By Greg Eggert
FINA Press Commission
KINGSTON, Jamaica, April 20. ONE-TENTH of a second was the margin of difference between a CARIFTA (Caribbean Free Trade Agreement) champion and an Olympic qualifier.
Tonight Andrew Mackay, 17, became the first-ever Cayman Islands swimmer to achieve a qualifying standard for the Olympic Games at the 2003 Caribbean Swimming Championships in Kingston, Jamaica.
"I really was shooting to make the cut in the 100 back, but I went out too fast," Mackay said. Andrew had the qualifying time in the backstroke, his best event, practically tattooed on his forehead and his disappointment showed the second he saw the scoreboard and instantly knew that his time fell short of what was required.
Andrew's coach Dave Kelsheimer offered this advice: "Lift your head up and be ready to race in the 200 individual medley."
Less than 30 minutes later, Mackay got on the blocks for the 200 individual medley, his last event of the day. "I wasn't thinking about making the cut while standing behind the blocks, but once I got in the water I felt great and guessed that with a strong finish I would have a shot at it. When I saw the 2:08.67 time on the scoreboard I still wasn't sure I had swum fast enough," he said. It was several moments before Andrew's winning time was confirmed. Then his coach checked, and then double checked that he was reading the official qualifying standards correctly.
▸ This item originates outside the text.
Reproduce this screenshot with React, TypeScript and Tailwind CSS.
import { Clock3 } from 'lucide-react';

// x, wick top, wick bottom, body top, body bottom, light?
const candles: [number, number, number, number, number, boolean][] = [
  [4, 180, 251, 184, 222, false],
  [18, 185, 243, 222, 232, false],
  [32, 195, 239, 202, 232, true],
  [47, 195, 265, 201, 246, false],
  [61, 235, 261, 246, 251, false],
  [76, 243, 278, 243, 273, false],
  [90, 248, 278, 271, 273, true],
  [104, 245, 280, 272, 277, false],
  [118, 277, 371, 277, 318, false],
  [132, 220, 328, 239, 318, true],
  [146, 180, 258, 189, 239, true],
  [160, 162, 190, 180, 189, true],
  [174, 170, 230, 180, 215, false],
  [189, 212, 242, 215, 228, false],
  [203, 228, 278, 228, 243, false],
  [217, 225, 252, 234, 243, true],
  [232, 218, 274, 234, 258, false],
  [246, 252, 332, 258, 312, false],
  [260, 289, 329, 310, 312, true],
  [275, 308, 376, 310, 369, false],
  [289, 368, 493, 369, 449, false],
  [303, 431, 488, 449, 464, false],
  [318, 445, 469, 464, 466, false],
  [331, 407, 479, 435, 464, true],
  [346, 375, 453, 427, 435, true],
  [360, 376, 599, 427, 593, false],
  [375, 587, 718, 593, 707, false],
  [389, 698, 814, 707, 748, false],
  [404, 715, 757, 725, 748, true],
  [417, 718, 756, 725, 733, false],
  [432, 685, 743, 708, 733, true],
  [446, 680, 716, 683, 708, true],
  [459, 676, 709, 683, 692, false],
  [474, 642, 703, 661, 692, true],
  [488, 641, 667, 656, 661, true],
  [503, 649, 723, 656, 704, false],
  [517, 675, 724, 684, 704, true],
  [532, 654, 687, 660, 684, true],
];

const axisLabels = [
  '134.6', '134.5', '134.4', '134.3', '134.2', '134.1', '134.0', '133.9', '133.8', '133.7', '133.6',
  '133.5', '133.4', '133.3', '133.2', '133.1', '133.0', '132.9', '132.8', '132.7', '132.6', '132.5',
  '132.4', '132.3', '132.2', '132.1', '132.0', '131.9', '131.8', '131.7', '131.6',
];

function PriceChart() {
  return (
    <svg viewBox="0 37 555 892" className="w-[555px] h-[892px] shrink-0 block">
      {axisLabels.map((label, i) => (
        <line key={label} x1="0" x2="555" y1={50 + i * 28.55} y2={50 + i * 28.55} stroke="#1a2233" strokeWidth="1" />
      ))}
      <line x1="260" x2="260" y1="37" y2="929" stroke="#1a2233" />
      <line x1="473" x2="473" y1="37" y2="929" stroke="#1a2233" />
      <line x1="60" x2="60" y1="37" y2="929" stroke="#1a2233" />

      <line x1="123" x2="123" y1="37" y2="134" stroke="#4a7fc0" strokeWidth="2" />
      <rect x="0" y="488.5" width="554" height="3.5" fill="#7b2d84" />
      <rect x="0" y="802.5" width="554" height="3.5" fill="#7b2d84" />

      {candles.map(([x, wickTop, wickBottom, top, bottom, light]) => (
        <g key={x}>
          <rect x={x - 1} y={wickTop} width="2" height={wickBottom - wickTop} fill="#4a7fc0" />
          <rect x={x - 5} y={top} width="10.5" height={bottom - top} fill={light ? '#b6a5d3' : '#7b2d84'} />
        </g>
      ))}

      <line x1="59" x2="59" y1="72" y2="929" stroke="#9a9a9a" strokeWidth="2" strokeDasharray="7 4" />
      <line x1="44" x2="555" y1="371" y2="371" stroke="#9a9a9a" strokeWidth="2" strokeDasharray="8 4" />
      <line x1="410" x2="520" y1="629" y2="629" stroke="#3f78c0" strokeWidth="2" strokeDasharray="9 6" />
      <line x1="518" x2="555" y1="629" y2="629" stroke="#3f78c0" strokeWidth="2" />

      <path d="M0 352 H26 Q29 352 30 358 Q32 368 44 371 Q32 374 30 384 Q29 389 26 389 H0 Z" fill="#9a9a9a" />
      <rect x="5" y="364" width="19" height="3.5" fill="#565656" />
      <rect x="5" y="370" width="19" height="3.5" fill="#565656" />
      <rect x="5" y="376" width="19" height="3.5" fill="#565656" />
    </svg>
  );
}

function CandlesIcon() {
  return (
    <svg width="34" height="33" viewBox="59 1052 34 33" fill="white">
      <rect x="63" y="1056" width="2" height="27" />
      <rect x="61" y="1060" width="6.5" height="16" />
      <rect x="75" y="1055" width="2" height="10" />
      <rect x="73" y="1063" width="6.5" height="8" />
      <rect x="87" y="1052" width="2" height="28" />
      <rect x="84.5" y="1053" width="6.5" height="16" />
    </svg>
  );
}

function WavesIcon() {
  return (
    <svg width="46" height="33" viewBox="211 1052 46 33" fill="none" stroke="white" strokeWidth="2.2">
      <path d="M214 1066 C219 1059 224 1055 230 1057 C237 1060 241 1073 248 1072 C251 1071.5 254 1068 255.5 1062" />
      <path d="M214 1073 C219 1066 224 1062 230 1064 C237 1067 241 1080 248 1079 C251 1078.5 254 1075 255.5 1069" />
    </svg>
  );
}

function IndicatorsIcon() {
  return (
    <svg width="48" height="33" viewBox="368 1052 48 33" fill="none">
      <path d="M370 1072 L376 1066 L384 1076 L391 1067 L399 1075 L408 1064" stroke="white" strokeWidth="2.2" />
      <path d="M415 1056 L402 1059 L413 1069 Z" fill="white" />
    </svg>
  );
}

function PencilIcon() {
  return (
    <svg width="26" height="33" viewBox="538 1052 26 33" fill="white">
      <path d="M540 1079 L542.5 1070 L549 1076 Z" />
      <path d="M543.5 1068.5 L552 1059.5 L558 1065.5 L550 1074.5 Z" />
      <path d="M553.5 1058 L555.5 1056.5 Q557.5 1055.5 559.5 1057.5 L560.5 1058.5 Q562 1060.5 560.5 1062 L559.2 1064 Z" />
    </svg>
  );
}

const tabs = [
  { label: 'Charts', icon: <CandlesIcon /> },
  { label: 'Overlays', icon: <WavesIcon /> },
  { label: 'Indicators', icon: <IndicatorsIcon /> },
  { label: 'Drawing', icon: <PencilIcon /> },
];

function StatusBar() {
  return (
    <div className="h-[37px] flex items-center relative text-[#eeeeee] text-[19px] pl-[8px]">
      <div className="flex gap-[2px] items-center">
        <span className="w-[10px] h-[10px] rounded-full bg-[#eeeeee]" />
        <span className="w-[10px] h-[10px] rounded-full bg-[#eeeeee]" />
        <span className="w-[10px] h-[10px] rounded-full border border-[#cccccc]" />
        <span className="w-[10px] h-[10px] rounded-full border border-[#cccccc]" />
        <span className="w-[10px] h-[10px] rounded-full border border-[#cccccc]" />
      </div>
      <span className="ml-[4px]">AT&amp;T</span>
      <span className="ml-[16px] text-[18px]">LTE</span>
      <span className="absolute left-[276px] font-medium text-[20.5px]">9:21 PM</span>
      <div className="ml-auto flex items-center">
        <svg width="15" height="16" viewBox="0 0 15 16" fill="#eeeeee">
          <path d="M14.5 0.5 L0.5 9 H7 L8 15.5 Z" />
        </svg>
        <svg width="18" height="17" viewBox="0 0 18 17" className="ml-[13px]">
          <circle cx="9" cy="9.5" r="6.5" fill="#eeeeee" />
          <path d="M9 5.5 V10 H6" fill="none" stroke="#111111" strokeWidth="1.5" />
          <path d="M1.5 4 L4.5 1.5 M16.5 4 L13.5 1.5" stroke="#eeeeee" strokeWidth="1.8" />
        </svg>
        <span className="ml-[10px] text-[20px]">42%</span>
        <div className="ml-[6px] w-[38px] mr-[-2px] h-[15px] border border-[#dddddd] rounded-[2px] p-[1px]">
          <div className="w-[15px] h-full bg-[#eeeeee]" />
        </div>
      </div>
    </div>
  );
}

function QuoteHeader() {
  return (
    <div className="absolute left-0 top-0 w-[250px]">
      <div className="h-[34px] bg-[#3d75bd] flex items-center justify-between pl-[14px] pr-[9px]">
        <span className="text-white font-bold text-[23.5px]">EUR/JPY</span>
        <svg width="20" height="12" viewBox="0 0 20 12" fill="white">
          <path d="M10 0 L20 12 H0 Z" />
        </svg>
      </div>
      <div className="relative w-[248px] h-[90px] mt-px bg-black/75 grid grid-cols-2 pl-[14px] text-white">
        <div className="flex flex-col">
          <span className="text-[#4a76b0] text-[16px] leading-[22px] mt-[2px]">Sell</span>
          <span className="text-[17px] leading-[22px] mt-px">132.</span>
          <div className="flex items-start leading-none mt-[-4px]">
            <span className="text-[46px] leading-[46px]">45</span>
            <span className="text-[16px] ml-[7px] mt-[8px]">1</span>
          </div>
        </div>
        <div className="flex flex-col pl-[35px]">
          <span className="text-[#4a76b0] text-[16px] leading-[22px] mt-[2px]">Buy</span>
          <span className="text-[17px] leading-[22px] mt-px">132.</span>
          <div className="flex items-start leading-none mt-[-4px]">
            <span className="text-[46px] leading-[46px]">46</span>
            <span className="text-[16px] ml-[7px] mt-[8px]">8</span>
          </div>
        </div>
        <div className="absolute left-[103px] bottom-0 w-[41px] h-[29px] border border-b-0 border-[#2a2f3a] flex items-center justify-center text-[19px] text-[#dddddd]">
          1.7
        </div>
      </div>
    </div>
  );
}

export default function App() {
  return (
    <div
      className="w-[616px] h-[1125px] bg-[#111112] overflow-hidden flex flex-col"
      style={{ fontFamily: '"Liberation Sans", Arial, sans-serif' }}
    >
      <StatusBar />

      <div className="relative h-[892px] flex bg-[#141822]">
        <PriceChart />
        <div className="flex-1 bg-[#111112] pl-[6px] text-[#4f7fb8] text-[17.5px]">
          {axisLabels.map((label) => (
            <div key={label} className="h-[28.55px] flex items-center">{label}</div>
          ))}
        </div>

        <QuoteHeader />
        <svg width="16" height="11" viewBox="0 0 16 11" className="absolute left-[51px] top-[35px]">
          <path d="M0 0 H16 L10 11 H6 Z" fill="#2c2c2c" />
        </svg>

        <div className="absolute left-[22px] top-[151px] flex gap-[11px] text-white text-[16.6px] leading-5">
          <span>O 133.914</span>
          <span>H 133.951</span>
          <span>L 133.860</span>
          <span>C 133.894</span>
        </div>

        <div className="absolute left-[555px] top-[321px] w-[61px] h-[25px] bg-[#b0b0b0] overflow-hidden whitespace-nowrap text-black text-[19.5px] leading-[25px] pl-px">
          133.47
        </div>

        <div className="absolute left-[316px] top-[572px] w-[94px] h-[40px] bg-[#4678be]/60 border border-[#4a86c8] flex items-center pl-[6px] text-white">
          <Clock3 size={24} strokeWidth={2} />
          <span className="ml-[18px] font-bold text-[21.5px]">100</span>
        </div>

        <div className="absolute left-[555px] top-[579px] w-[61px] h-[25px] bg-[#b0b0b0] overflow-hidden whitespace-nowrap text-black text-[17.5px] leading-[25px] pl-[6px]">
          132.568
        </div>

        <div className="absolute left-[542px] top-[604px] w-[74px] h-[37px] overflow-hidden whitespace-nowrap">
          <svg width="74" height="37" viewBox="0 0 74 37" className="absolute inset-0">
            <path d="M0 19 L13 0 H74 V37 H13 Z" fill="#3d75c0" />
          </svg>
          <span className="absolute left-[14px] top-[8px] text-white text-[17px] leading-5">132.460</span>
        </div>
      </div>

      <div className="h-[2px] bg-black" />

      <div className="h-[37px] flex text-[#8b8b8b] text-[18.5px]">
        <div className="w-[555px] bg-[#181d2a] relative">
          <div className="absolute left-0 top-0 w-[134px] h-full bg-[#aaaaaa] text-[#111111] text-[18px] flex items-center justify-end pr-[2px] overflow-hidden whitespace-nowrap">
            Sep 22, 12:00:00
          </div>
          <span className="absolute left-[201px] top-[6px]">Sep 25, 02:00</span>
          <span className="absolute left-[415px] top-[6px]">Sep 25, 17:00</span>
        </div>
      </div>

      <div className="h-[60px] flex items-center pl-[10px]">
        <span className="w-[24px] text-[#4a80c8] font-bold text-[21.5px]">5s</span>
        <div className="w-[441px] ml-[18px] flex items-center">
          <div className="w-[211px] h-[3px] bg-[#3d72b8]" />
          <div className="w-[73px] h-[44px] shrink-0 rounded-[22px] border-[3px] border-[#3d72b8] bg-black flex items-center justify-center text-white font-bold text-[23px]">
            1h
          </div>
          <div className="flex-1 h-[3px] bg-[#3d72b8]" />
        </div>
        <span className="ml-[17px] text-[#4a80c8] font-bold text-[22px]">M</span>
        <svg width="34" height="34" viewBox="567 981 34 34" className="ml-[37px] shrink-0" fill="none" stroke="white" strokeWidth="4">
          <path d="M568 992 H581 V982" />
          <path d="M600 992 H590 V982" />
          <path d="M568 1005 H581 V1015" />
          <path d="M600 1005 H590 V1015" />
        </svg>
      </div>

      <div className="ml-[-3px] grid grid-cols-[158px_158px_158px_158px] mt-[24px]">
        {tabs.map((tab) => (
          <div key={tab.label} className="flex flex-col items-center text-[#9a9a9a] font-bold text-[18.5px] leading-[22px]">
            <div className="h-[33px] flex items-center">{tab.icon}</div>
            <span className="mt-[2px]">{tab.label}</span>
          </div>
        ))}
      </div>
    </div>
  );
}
A minute later a roar was heard in the stands when Andrew flashed the signal to his parents that he was going to Athens.
Swimming and track & field are the only two Olympic events where each nation of the world may send one male and one female athlete to compete regardless of any performance standard. But Dave Kelsheimer, who hails from exotic Michigan, has long held a higher standard for his athletes. Since his arrival in Grand Cayman eight years ago, he has been preparing for the day when one of his swimmers would achieve the Olympic qualifying standard instead of entry through the "charity exemption."
Andrew Mackay has been swimming since age 10 and some time after he turned 13 he began dreaming of swimming in the Olympics. He has only had one swim coach and together they shared a vision of a Cayman swimmer competing at the Olympic Games in Athens or Beijing, or maybe even both! Pretty lofty goals for a swimmer from Cayman; you see even if you make every swim practice, train thousands of meters for years, and finally can hold your own on the FINA World Cup Circuit, there is still the simple fact that it is next to impossible to qualify for the Olympic Games in the Cayman Islands. To do so requires a 50 meter swimming pool….and Cayman doesn't have one.
Coach Kelsheimer's Cayman team isn't letting the lack of an Olympic size pool get in the way of their Olympic dreams. After two days of competition at the CARIFTA Championships, the Cayman team has racked up 19 gold medals, nearly a dozen new meet records, and is in third place in the race for team points.
Meanwhile, the parents of Cayman athletes who are watching the meet from the stands are hard at work to make that 50 meter pool a reality.
The Cayman Islands have recently been host to dozens of the world's best swimmers who have been invited to relax and participate in the Olympic Swimmers' reunion following the 1996 & 2000 Olympic Games. 1992 Olympic Champion Mike Barrowman liked the island so much that he now lives there full-time.
Over the years, Andrew's parents, Sarah and Peter Mackay, have adjusted to the fact that some of the world's best athletes have not only visited their island, but also their home. Now they will be adjusting to the fact that there will be an Olympian living under their roof.